The first six all ran PBs in the B race and both Niamh Markham and Brogan Wallace clocked lifetime bests to win the C and E races respectively.

In his last race Piers Copeland suffered a broken elbow and failed to finish the Diamond League 1500m at Birmingham. This was his first outing since then so he was inevitably a little rusty but did enough to claim victory in 3:40.22 in one of the tightest finishes of the day with barely a second separating first from ninth.

“That wasn’t easy at all,” said Copeland.

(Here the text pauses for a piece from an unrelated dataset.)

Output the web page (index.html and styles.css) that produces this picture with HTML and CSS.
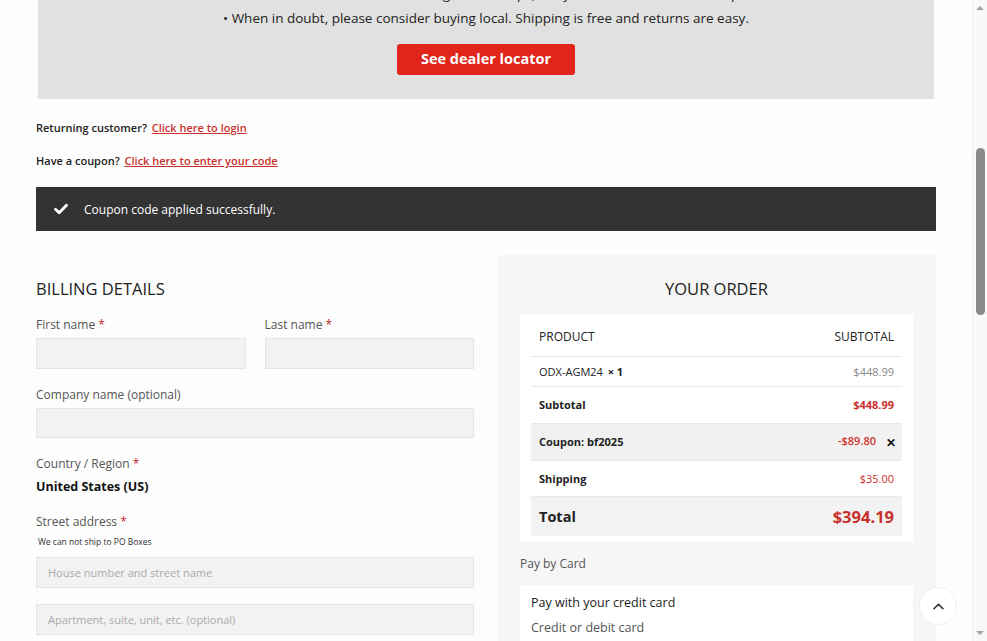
FILE: index.html
```html
<!DOCTYPE html>
<html lang="en">
<head>
<meta charset="utf-8">
<title>Checkout</title>
<link rel="stylesheet" href="styles.css">
</head>
<body>
<div class="viewport">
  <main class="page">
    <section class="dealer-banner">
      <p class="banner-line">• Our batteries are also sold through local shops, ask your nearest dealer for help.</p>
      <p class="banner-line banner-main">• When in doubt, please consider buying local. Shipping is free and returns are easy.</p>
      <a class="dealer-btn" href="#">See dealer locator</a>
    </section>

    <p class="notice">Returning customer? <a href="#">Click here to login</a></p>
    <p class="notice notice-coupon">Have a coupon? <a href="#">Click here to enter your code</a></p>

    <div class="message">
      <svg class="message-icon" viewBox="0 0 14 12" width="14" height="12" aria-hidden="true">
        <path d="M1.5 6.3 L5.2 9.8 L12.5 2.2" fill="none" stroke="#fff" stroke-width="2.8" stroke-linecap="round" stroke-linejoin="round"/>
      </svg>
      <span>Coupon code applied successfully.</span>
    </div>

    <div class="checkout">
      <form class="billing">
        <h3 class="section-title">BILLING DETAILS</h3>
        <div class="field-row">
          <div class="field">
            <label>First name <abbr>*</abbr></label>
            <input class="input" type="text">
          </div>
          <div class="field">
            <label>Last name <abbr>*</abbr></label>
            <input class="input" type="text">
          </div>
        </div>
        <div class="field">
          <label>Company name (optional)</label>
          <input class="input input-short" type="text">
        </div>
        <div class="field">
          <label>Country / Region <abbr>*</abbr></label>
          <strong class="country">United States (US)</strong>
        </div>
        <div class="field">
          <label>Street address <abbr>*</abbr></label>
          <span class="hint">We can not ship to PO Boxes</span>
          <input class="input input-street" type="text" placeholder="House number and street name">
          <input class="input input-apt" type="text" placeholder="Apartment, suite, unit, etc. (optional)">
        </div>
      </form>

      <aside class="order">
        <h3 class="section-title order-title">YOUR ORDER</h3>
        <div class="order-card">
          <table class="order-table">
            <thead>
              <tr class="row-head"><th>PRODUCT</th><th class="num">SUBTOTAL</th></tr>
            </thead>
            <tbody>
              <tr class="row-item"><td>ODX-AGM24 <strong class="qty">× 1</strong></td><td class="num muted">$448.99</td></tr>
            </tbody>
            <tfoot>
              <tr class="row-sub"><th>Subtotal</th><td class="num red">$448.99</td></tr>
              <tr class="row-coupon"><th>Coupon: bf2025</th><td class="num"><span class="red-light">-$89.80</span><span class="remove">✕</span></td></tr>
              <tr class="row-ship"><th>Shipping</th><td class="num red red-normal">$35.00</td></tr>
              <tr class="row-total"><th>Total</th><td class="num red">$394.19</td></tr>
            </tfoot>
          </table>
        </div>
        <p class="pay-title">Pay by Card</p>
        <div class="pay-card">
          <p class="pay-head">Pay with your credit card</p>
          <p class="pay-sub">Credit or debit card</p>
        </div>
      </aside>
    </div>
  </main>

  <div class="scrollbar" aria-hidden="true">
    <span class="scroll-arrow up"></span>
    <div class="scroll-track"><span class="scroll-thumb"></span></div>
    <span class="scroll-arrow down"></span>
  </div>
</div>

<a class="to-top" href="#" aria-label="Back to top">
  <svg viewBox="0 0 14 10" width="13" height="9" aria-hidden="true">
    <path d="M2 7.5 L7 2.5 L12 7.5" fill="none" stroke="#333" stroke-width="1.8" stroke-linecap="round" stroke-linejoin="round"/>
  </svg>
</a>
</body>
</html>
```

FILE: styles.css
```css
* { box-sizing: border-box; }

html, body {
  margin: 0;
  height: 641px;
  overflow: hidden;
}

body {
  font-family: "Open Sans", "Liberation Sans", sans-serif;
  color: #222;
  background: #fdfdfd;
}

p { margin: 0; }

.viewport {
  display: flex;
  height: 641px;
}

.page {
  flex: 1;
  padding: 0 36px;
  min-width: 0;
}

/* dealer banner */
.dealer-banner {
  margin: -17px 2px 0;
  background: #e1e1e1;
  text-align: center;
  padding-bottom: 24px;
}
.banner-line {
  font-size: 13.5px;
  line-height: 22px;
  color: #222;
}
.banner-main { margin-top: 2px; }
.dealer-btn {
  display: inline-block;
  margin-top: 15px;
  width: 178px;
  height: 31px;
  line-height: 30px;
  background: #e1251b;
  color: #fff;
  border-radius: 3px;
  font-weight: 700;
  font-size: 14.5px;
  text-decoration: none;
}

/* notices */
.notice {
  margin-top: 19px;
  font-size: 11px;
  line-height: 20px;
  font-weight: 600;
  color: #222;
}
.notice a {
  color: #c9302c;
  margin-left: 2px;
}
.notice-coupon { margin-top: 13px; }

.message {
  margin-top: 16px;
  height: 44px;
  background: #333;
  color: #fff;
  display: flex;
  align-items: center;
  padding-left: 18px;
  font-size: 12px;
}
.message-icon { margin-right: 16px; }

/* two columns */
.checkout {
  margin-top: 24px;
  display: grid;
  grid-template-columns: 1fr 1fr;
  column-gap: 24px;
  align-items: start;
}

.section-title {
  margin: 0;
  font-weight: 400;
  font-size: 16.5px;
  line-height: 24px;
  color: #222;
}

.billing { padding-top: 22px; }

.field-row {
  display: grid;
  grid-template-columns: 1fr 1fr;
  column-gap: 19px;
}
.field {
  display: flex;
  flex-direction: column;
}
.billing > .field { margin-top: 17px; }
.field-row .field { margin-top: 15px; }

.field label {
  font-size: 12px;
  line-height: 18px;
  color: #555;
}
.field abbr {
  color: #c0282d;
  text-decoration: none;
}

.input {
  margin-top: 4px;
  height: 31px;
  border: 1px solid #e4e4e4;
  background: #f2f2f2;
  font-family: inherit;
  font-size: 11px;
  padding: 0 11px;
  color: #222;
  outline: none;
}
.input::placeholder { color: #aaa; }
.input-short { height: 30px; }

.country {
  margin-top: 5px;
  font-size: 12.5px;
  line-height: 18px;
  font-weight: 700;
  color: #111;
}

.hint {
  margin-top: 5px;
  padding-left: 2px;
  font-size: 8.5px;
  line-height: 12px;
  color: #333;
}
.input-street { margin-top: 9px; }
.input-apt { margin-top: 16px; }

/* order column */
.order {
  background: #f6f6f6;
  padding: 22px 23px 0 22px;
  min-height: 400px;
}
.order-title { text-align: center; }

.order-card {
  margin-top: 13px;
  background: #fff;
  padding: 0 11px 6px;
}
.order-table {
  width: 100%;
  border-collapse: collapse;
  font-size: 11px;
  color: #222;
}
.order-table th,
.order-table td {
  text-align: left;
  padding: 0 8px;
  font-weight: 400;
}
.order-table .num { text-align: right; }

.order-table .row-head th {
  height: 42px;
  padding-top: 4px;
  font-size: 12px;
  color: #222;
}
.row-head { border-bottom: 1px solid #e8e8e8; }
.row-item td { height: 30px; border-bottom: 1px solid #e8e8e8; }
.qty { font-weight: 700; margin-left: 2px; }
.order-table .muted { color: #888; }

.order-table tfoot th { font-weight: 700; }
.row-sub th, .row-sub td { height: 37px; }
.row-coupon th, .row-coupon td { height: 37px; background: #f1f1f1; border-top: 1px solid #e9e9e9; }
.row-ship th, .row-ship td { height: 36px; border-top: 1px solid #e9e9e9; }
.row-total th, .row-total td { height: 40px; background: #f2f2f2; border-top: 1px solid #e9e9e9; }
.order-table .row-total th { font-size: 14.5px; }
.order-table .row-total td { font-size: 16.5px; }

.order-table .red { color: #c9302c; font-weight: 700; }
.order-table .red-normal { font-weight: 400; }
.red-light { color: #d0312d; font-weight: 600; }
.remove {
  display: inline-block;
  margin-left: 10px;
  margin-right: -2px;
  font-weight: 700;
  font-size: 12px;
  color: #111;
  vertical-align: -2px;
}

.pay-title {
  margin-top: 13px;
  font-size: 12px;
  line-height: 18px;
  color: #555;
}
.pay-card {
  margin-top: 12px;
  background: #fff;
  padding: 9px 11px 40px;
}
.pay-head {
  font-size: 12.5px;
  line-height: 18px;
  color: #222;
}
.pay-sub {
  margin-top: 7px;
  font-size: 12.5px;
  line-height: 18px;
  color: #555;
}

/* window scrollbar */
.scrollbar {
  width: 15px;
  flex: none;
  background: #f8f8f8;
  border-left: 1px solid #efefef;
  display: flex;
  flex-direction: column;
  align-items: center;
}
.scroll-arrow {
  width: 0;
  height: 0;
  border-left: 4px solid transparent;
  border-right: 4px solid transparent;
}
.scroll-arrow.up { border-bottom: 4px solid #a3a3a3; margin-top: 6px; }
.scroll-arrow.down { border-top: 4px solid #a3a3a3; margin-bottom: 6px; }
.scroll-track {
  flex: 1;
  width: 100%;
  display: flex;
  justify-content: center;
}
.scroll-thumb {
  margin-top: 138px;
  width: 9px;
  height: 167px;
  border-radius: 5px;
  background: #8a8a8a;
}

/* back-to-top button floats over the page */
.to-top {
  position: fixed;
  left: 919px;
  top: 587px;
  width: 38px;
  height: 38px;
  border-radius: 50%;
  background: #fff;
  border: 1px solid #eeeeee;
  display: flex;
  align-items: center;
  justify-content: center;
}
```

“In fact I felt terrible. I have lost quite a bit of sharpness after breaking my elbow as I haven’t done any sessions and I had to have ten days off running.

“I’m just hoping that I can push on from here and that the win will kick-start my season.”

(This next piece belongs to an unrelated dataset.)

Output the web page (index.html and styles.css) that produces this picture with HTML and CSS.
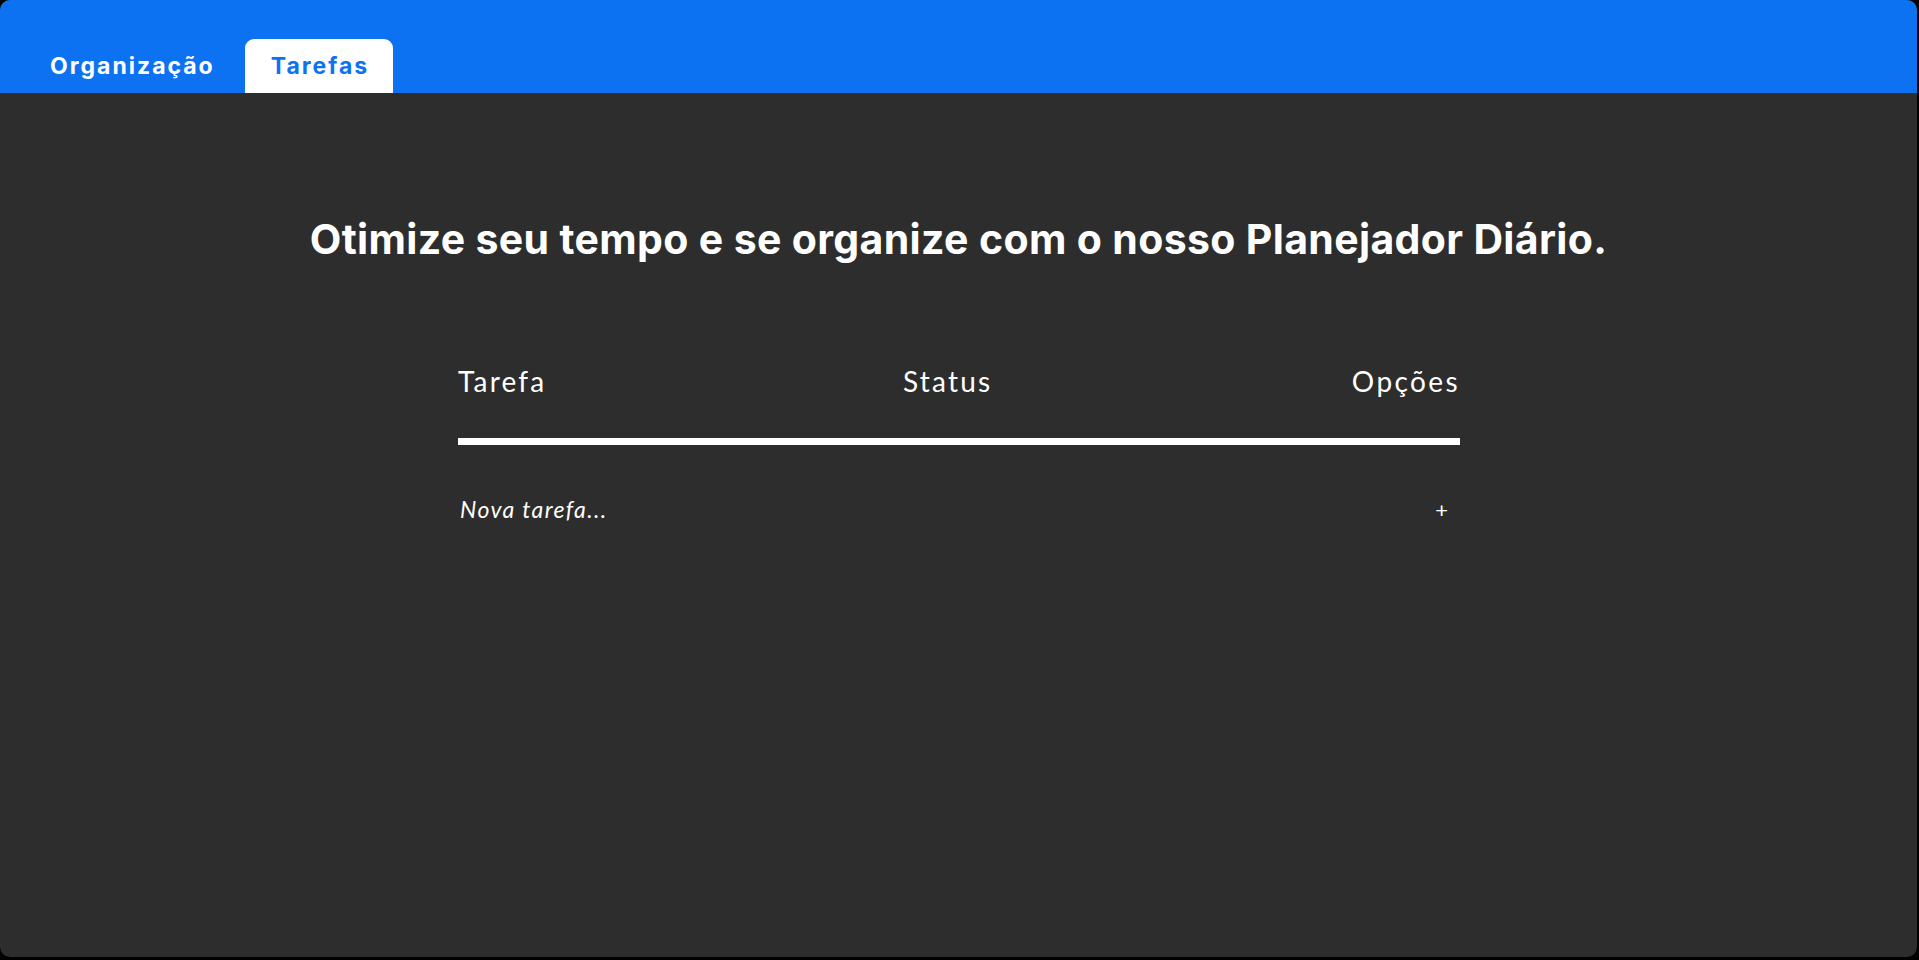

Copeland will race over 800m again in Marseilles on Wednesday and then go to the British Championships but whatever happens there at least he has been selected to represent Wales at the Commonwealth Games.

“The opportunity to compete in front of family and friends is brilliant so I’m delighted,” added Copeland.

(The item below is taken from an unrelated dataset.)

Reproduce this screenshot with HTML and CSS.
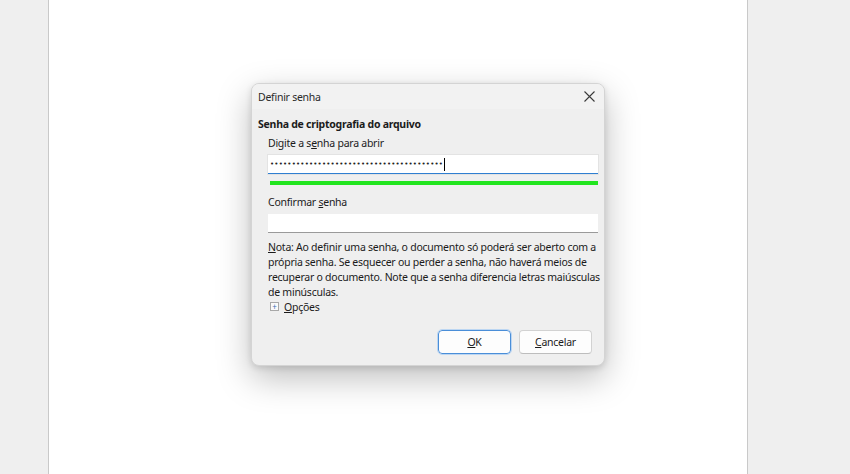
FILE: index.html
```html
<!DOCTYPE html>
<html lang="pt-BR">
<head>
    <meta charset="UTF-8">
    <meta name="viewport" content="width=device-width, initial-scale=1.0">
    <title>Definir senha</title>
    <link rel="stylesheet" href="styles.css">
</head>
<body>
    <div class="page">
        <div class="dialog">
            <div class="titlebar">
                <span class="title">Definir senha</span>
                <svg class="close" width="11" height="11" viewBox="0 0 11 11">
                    <path d="M0.5 0.5 L10.5 10.5 M10.5 0.5 L0.5 10.5" stroke="#3a3a3a" stroke-width="1.1" fill="none"/>
                </svg>
            </div>
            <div class="content">
                <div class="section-title">Senha de criptografia do arquivo</div>
                <div class="group">
                    <div class="label label-first">Digite a s<u>e</u>nha para abrir</div>
                    <div class="input focused">
                        <span class="dots">••••••••••••••••••••••••••••••••••••••••</span><span class="caret"></span>
                    </div>
                    <div class="strength"></div>
                    <div class="label label-second">Confirmar <u>s</u>enha</div>
                    <div class="input"></div>
                    <p class="note"><u>N</u>ota: Ao definir uma senha, o documento só poderá ser aberto com a<br>própria senha. Se esquecer ou perder a senha, não haverá meios de<br>recuperar o documento. Note que a senha diferencia letras maiúsculas<br>de minúsculas.</p>
                    <div class="options">
                        <span class="expander">+</span>
                        <span><u>O</u>pções</span>
                    </div>
                </div>
                <div class="buttons">
                    <button class="btn btn-default"><u>O</u>K</button>
                    <button class="btn"><u>C</u>ancelar</button>
                </div>
            </div>
        </div>
    </div>
</body>
</html>
```

FILE: styles.css
```css
body {
    margin: 0;
    background-color: #efefef;
    font-family: "Noto Sans", "Open Sans", sans-serif;
    font-size: 10.5px;
    letter-spacing: -0.25px;
    color: #1b1b1b;
    overflow: hidden;
}
.page {
    width: 700px;
    height: 474px;
    margin-left: 48px;
    background-color: #fff;
    border-left: 1px solid #c9c9c9;
    border-right: 1px solid #c9c9c9;
    padding-top: 83px;
    box-sizing: border-box;
}
.dialog {
    width: 354px;
    height: 283px;
    margin-left: 202px;
    background-color: #efefef;
    border: 1px solid #d4d4d4;
    border-radius: 8px;
    box-sizing: border-box;
    box-shadow: 0 12px 34px rgba(0, 0, 0, 0.26), 0 2px 6px rgba(0, 0, 0, 0.12);
    overflow: hidden;
}
.titlebar {
    height: 25px;
    display: flex;
    align-items: center;
    justify-content: space-between;
    padding: 0 8px 0 6px;
    background-color: #f2f2f2;
    color: #2a2a2a;
}
.close {
    margin-right: 1px;
}
.content {
    padding: 7px 6px 0 6px;
}
.section-title {
    font-weight: bold;
    height: 16px;
    line-height: 16px;
}
.group {
    padding-left: 10px;
}
.label {
    height: 16px;
    line-height: 16px;
}
.label-first {
    margin-top: 3px;
}
.label-second {
    margin-top: 9px;
}
.input {
    height: 18px;
    margin-top: 4px;
    background-color: #fff;
    border-bottom: 1px solid #9a9a9a;
    display: flex;
    align-items: center;
    padding-left: 2px;
}
.input.focused {
    border-bottom: 1px solid #2f7fd1;
    outline: 1px solid #e3e3e3;
}
.dots {
    font-family: "DejaVu Sans", sans-serif;
    font-size: 7px;
    letter-spacing: 0.2px;
    color: #222;
}
.caret {
    width: 1px;
    height: 13px;
    background-color: #000;
    margin-left: 1px;
}
.strength {
    height: 4px;
    margin: 7px 0 0 2px;
    background-color: #22e51f;
}
.note {
    margin: 7px 0 0 0;
    line-height: 15px;
    white-space: nowrap;
}
.options {
    display: flex;
    align-items: center;
    gap: 5px;
    height: 14px;
}
.expander {
    width: 7px;
    height: 7px;
    border: 1px solid #a8a8a8;
    background-color: #fafafa;
    font-size: 8px;
    line-height: 7px;
    text-align: center;
    color: #3a6fb0;
    margin-left: 2px;
    margin-top: -2px;
    letter-spacing: 0;
}
.buttons {
    display: flex;
    justify-content: flex-end;
    gap: 8px;
    margin-top: 16px;
    padding-right: 6px;
}
.btn {
    width: 73px;
    height: 24px;
    font-family: inherit;
    font-size: 10.5px;
    letter-spacing: -0.25px;
    color: #1b1b1b;
    background-color: #fdfdfd;
    border: 1px solid #d2d2d2;
    border-bottom-color: #bdbdbd;
    border-radius: 4px;
}
.btn-default {
    border: 1px solid #4a8ed8;
    outline: 1px solid #bcd6f2;
}
```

In the battle to the line there were PBs for Ben MacMillan, Shane Bracken, Michael Wilson, international steeplechaser Phil Norman and Jack Rowe.

Irishman Nick Griggs (B race), Sam Winters (D race), Samuel Charig (E race) and Duncan Robertson (F race) all notched up lifetime bests while in that D race runner-up Ben Sandilands of Fife set a British T20 record of 3:47.80.

“I’m in good form and flying down from Fife was really worth it,” said 18-year-old Sandilands.

Another European Under 18s qualifying time was also set by Kettering’s Alice Bates in the women’s 1500m C race.

The 17-year-old, who is coached by Shane Smith, shaved 1.02secs off her personal best set at the Birmingham University Grand Prix meeting last month with a time of 4mins 25.66secs to finish sixth and crucially dip inside the Euro qualifying standard of 4mins 26.00secs for the first time.

The time puts Bates seventh in the UK U20 Rankings but there are two girls ahead of her eligible for the Euros who have so far run quicker; Jess Bailey (4:22.71) and Iris Downes (4:23.02), both set at Sportcity GP, though those girls are also ranked highly in the 3000m and 800m respectively.